===== DATA SHOWN =====

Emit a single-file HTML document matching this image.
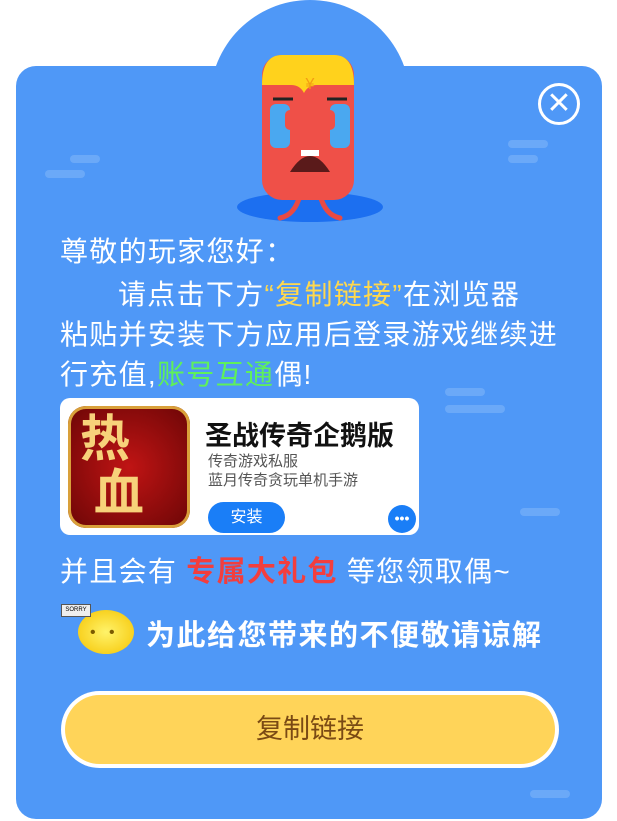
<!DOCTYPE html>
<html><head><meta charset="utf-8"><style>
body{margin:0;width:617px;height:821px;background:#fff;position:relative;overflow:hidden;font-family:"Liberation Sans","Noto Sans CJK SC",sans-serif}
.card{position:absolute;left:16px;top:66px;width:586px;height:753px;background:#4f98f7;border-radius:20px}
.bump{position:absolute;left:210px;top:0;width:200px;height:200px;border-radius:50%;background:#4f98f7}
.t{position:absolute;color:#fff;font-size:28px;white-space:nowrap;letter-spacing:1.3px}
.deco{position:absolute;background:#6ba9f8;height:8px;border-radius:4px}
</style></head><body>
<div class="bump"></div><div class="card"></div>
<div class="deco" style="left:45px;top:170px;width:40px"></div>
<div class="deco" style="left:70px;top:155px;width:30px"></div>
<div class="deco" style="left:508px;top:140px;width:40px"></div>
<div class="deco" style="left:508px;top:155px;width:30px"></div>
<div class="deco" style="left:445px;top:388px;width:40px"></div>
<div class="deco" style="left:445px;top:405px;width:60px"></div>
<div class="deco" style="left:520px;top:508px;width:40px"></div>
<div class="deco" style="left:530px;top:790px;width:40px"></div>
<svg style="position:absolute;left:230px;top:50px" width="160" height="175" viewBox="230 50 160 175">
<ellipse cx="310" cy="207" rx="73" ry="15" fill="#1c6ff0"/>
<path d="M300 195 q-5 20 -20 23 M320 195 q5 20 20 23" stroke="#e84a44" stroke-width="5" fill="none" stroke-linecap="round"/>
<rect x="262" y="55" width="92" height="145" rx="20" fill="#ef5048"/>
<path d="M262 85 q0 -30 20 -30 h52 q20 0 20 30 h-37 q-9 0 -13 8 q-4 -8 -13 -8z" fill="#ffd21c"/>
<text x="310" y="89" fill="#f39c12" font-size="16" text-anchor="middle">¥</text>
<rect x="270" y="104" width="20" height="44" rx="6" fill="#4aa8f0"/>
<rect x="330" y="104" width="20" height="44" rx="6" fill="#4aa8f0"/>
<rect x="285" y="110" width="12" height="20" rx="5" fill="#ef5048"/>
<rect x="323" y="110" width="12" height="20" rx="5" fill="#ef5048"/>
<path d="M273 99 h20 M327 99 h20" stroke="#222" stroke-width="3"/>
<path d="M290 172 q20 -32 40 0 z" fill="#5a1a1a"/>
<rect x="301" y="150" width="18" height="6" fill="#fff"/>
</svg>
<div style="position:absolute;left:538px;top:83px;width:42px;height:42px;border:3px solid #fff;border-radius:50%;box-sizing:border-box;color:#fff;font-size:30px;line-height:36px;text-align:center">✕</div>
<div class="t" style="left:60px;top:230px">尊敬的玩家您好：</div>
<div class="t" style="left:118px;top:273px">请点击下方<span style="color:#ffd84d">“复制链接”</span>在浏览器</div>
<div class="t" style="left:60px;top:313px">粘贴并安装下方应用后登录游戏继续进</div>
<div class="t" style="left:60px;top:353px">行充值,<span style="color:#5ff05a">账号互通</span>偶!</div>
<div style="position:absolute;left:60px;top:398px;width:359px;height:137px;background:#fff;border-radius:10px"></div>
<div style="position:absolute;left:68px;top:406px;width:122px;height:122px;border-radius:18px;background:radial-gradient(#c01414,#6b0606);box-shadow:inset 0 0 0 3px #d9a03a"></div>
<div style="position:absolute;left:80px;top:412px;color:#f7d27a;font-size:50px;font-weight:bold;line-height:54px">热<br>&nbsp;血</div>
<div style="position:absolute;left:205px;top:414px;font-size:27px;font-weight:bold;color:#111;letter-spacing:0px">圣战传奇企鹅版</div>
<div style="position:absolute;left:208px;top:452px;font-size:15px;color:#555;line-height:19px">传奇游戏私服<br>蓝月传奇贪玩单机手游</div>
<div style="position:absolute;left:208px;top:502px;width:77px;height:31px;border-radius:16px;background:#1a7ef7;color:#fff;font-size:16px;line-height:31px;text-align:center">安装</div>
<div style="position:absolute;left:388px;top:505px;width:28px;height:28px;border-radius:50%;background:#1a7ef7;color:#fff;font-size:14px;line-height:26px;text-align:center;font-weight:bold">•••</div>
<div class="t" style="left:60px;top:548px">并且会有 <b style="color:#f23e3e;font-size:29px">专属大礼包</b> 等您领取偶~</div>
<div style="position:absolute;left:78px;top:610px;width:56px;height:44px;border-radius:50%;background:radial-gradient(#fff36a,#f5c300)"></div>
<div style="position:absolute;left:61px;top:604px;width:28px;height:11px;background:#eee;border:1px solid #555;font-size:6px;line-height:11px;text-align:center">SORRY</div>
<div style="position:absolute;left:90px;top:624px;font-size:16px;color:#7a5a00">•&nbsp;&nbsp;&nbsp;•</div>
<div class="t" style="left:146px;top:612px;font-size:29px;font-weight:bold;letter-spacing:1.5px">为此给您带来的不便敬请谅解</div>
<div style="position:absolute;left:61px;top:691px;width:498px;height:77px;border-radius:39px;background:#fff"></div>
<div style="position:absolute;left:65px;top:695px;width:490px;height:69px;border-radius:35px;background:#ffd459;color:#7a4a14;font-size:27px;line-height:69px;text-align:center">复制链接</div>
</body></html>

=====
===== DATA SHOWN =====

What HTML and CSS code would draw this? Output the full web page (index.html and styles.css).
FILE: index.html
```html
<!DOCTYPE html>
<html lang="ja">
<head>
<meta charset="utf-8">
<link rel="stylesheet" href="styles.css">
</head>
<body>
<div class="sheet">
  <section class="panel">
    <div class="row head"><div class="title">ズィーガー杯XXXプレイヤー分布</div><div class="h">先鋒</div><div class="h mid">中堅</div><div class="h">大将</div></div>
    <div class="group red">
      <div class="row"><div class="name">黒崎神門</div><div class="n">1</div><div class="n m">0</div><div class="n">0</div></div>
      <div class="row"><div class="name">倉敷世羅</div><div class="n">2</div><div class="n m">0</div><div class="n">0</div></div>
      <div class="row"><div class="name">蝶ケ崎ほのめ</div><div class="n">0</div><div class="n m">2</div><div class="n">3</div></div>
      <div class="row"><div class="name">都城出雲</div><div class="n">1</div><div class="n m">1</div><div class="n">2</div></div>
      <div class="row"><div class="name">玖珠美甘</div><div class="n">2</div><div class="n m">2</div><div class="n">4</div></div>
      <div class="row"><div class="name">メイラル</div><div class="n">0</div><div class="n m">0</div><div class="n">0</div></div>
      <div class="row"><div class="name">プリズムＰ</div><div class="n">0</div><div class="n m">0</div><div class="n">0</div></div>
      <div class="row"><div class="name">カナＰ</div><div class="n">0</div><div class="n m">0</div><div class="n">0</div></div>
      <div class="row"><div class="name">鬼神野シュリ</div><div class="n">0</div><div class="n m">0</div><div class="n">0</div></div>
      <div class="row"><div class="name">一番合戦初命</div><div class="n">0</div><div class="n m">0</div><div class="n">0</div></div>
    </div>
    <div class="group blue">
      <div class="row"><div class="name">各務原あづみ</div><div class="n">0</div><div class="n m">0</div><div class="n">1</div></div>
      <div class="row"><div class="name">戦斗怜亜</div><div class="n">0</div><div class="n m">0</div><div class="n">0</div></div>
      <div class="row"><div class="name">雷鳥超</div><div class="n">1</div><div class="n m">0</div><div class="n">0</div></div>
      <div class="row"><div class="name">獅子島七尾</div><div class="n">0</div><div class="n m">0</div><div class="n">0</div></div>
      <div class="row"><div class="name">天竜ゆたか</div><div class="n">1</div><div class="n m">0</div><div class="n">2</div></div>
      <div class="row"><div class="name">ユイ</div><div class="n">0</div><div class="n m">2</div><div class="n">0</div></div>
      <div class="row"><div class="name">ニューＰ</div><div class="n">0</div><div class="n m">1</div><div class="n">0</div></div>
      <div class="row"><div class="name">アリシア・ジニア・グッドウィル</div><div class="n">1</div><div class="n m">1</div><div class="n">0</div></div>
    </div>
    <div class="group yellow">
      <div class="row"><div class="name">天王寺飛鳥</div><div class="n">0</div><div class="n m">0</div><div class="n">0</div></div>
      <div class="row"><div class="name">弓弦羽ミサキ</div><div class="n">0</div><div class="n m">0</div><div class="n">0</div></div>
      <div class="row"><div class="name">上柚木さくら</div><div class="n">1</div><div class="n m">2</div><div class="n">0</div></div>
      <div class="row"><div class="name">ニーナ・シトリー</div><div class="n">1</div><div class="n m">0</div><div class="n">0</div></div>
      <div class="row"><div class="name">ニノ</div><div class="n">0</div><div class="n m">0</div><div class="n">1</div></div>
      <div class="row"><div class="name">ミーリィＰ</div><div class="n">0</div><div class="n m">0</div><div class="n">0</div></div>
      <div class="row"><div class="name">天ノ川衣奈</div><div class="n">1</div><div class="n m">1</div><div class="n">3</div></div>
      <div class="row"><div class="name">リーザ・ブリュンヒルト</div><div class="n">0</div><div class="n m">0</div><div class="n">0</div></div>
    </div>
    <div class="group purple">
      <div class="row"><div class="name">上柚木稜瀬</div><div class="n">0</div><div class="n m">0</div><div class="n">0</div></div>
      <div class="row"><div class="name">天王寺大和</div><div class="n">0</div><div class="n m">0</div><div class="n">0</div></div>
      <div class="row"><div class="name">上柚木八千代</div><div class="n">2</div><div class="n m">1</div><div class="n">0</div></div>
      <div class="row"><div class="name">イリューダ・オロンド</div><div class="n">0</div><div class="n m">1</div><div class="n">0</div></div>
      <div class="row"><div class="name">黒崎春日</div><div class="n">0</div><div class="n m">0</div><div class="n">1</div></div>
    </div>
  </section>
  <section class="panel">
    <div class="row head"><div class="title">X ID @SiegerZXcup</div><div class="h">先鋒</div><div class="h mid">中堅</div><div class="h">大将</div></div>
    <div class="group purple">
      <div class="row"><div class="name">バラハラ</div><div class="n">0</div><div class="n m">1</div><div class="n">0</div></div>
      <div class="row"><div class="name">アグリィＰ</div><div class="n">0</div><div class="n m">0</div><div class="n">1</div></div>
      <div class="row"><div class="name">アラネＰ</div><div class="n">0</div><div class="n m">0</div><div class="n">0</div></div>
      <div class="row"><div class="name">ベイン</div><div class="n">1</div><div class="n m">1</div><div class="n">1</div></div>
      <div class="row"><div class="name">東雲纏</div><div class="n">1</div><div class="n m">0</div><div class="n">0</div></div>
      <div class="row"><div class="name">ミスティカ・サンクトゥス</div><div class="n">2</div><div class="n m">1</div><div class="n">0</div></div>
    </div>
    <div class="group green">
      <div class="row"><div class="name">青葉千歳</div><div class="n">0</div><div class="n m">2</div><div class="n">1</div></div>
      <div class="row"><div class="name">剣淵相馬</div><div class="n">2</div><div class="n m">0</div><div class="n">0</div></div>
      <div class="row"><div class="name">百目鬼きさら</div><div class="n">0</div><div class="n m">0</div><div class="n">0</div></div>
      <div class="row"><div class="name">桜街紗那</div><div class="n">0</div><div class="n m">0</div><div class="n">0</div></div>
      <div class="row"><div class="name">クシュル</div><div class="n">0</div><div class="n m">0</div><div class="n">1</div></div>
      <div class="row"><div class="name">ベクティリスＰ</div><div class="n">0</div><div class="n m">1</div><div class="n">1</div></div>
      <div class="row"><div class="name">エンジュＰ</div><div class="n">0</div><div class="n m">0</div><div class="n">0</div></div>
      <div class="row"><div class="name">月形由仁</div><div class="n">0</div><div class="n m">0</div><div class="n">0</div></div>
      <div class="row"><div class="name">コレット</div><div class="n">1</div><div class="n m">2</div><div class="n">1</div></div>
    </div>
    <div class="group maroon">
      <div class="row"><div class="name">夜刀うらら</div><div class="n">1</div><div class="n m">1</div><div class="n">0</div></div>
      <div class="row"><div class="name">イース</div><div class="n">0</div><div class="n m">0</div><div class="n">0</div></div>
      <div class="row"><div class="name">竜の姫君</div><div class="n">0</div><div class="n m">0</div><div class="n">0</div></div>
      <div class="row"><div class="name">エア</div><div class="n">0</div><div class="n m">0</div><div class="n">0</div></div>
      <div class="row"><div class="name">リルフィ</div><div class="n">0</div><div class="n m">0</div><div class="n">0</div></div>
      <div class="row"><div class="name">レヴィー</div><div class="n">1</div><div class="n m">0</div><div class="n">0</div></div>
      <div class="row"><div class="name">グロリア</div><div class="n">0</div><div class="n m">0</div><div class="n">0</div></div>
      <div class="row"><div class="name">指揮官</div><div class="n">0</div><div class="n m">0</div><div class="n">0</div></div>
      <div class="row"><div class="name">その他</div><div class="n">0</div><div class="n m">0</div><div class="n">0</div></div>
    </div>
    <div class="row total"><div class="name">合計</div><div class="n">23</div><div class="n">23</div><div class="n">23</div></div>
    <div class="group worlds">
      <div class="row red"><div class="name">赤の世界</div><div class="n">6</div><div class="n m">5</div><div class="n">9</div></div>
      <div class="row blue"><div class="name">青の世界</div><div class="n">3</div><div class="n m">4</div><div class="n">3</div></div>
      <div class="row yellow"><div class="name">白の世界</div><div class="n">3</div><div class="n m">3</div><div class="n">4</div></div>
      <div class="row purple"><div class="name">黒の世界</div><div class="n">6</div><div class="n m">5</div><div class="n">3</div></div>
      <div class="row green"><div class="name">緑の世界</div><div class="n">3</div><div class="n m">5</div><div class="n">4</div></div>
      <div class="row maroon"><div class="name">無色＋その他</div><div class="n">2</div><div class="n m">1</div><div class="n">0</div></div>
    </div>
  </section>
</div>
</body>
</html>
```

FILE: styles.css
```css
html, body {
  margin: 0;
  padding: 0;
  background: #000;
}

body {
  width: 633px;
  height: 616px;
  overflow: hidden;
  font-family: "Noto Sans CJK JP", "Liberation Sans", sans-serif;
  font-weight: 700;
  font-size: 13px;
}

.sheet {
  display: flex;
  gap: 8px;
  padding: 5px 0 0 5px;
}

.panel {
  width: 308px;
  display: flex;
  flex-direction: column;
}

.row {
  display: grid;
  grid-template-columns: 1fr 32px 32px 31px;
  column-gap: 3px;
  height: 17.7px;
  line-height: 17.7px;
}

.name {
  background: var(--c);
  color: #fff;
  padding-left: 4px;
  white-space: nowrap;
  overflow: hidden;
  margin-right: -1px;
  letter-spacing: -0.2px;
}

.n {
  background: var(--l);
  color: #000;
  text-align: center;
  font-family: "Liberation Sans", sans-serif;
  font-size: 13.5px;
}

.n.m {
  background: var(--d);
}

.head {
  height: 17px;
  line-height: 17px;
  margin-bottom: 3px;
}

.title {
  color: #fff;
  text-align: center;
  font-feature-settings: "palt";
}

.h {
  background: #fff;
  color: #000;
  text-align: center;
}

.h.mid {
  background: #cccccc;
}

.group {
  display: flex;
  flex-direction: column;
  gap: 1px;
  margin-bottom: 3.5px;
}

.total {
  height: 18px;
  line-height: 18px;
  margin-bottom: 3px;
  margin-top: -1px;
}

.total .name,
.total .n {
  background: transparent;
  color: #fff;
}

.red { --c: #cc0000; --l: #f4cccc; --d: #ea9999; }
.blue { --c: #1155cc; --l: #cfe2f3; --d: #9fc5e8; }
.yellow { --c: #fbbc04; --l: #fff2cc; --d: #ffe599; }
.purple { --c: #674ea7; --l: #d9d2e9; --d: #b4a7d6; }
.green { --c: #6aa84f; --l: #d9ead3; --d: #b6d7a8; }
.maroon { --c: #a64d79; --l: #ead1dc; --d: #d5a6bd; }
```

=====
===== DATA SHOWN =====

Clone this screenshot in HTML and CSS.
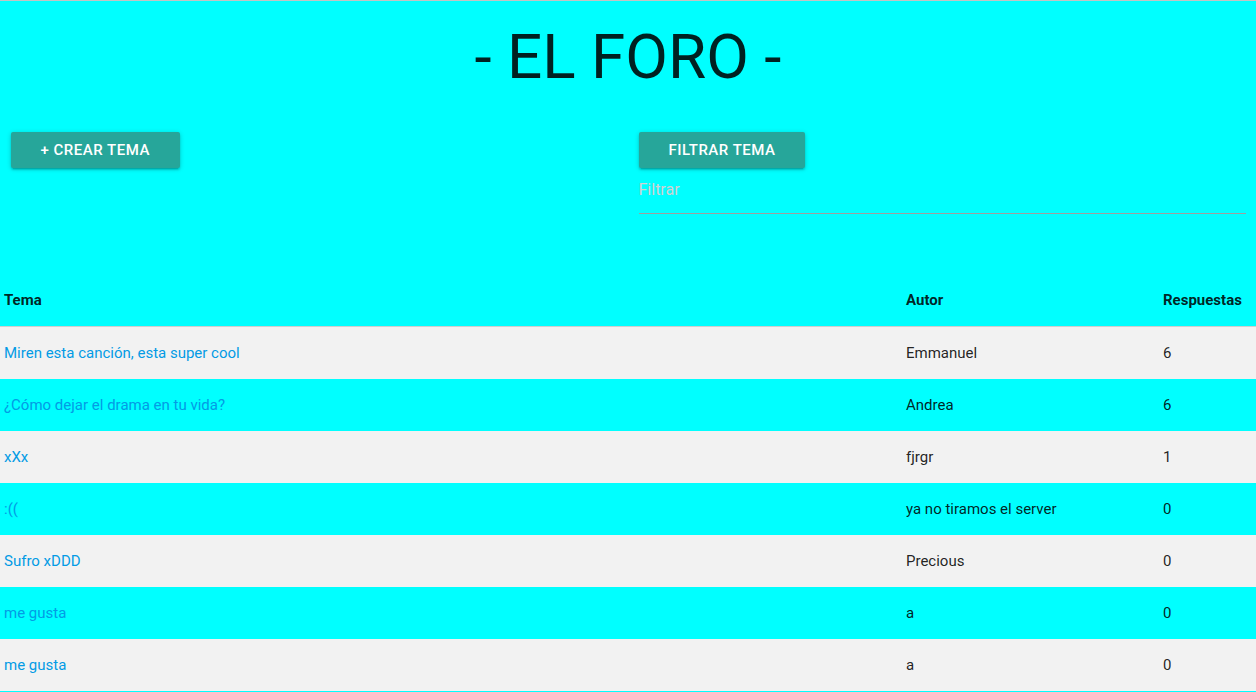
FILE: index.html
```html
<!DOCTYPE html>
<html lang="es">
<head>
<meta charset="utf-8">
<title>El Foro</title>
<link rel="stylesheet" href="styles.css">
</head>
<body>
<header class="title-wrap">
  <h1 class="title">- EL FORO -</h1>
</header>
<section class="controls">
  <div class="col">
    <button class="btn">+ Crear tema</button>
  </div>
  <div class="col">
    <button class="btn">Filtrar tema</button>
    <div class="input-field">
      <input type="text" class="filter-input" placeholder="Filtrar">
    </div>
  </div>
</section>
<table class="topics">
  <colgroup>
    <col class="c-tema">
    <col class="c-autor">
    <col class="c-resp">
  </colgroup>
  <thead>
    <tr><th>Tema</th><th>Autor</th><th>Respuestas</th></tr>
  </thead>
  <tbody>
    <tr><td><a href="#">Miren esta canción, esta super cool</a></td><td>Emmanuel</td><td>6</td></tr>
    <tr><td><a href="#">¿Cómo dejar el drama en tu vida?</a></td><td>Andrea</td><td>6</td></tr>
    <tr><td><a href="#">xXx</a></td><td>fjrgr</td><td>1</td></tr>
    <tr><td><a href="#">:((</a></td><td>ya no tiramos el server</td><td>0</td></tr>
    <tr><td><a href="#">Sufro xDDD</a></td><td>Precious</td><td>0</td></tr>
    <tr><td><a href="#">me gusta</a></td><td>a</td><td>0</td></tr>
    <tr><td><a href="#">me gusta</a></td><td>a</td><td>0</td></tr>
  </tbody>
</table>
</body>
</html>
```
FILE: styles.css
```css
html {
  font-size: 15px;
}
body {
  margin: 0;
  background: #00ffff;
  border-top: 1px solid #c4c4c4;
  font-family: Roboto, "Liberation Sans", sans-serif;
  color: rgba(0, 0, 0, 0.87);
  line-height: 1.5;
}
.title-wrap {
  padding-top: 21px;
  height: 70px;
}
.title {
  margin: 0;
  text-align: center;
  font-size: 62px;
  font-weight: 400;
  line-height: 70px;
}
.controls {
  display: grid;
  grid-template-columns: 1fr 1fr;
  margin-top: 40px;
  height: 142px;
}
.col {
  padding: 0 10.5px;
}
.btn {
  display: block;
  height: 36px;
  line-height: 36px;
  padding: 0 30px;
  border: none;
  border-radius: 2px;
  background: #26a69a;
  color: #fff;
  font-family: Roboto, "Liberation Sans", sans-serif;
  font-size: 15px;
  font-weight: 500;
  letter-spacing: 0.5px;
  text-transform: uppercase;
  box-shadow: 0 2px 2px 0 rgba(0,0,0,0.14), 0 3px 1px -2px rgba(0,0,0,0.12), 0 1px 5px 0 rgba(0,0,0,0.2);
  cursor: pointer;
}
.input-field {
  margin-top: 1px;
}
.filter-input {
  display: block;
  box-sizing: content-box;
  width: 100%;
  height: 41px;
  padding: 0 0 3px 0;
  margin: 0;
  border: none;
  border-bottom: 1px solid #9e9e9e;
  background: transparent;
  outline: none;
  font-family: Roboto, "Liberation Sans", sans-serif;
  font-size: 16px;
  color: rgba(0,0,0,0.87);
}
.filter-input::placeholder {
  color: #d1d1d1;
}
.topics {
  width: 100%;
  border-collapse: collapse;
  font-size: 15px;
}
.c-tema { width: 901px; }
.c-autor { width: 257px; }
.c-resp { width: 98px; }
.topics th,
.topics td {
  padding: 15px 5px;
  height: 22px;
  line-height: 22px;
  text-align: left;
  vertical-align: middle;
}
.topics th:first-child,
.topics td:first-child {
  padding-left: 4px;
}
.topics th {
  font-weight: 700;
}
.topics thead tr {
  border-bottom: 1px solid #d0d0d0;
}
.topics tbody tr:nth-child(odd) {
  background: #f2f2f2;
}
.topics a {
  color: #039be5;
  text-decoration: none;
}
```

=====

• GIVEN PROBLEM: Which lines above hold the word "this"? Copy each of them.

• WRITTEN SOLUTION:
Emit a single-file HTML document matching this image.
What HTML and CSS code would draw this? Output the full web page (index.html and styles.css).
Clone this screenshot in HTML and CSS.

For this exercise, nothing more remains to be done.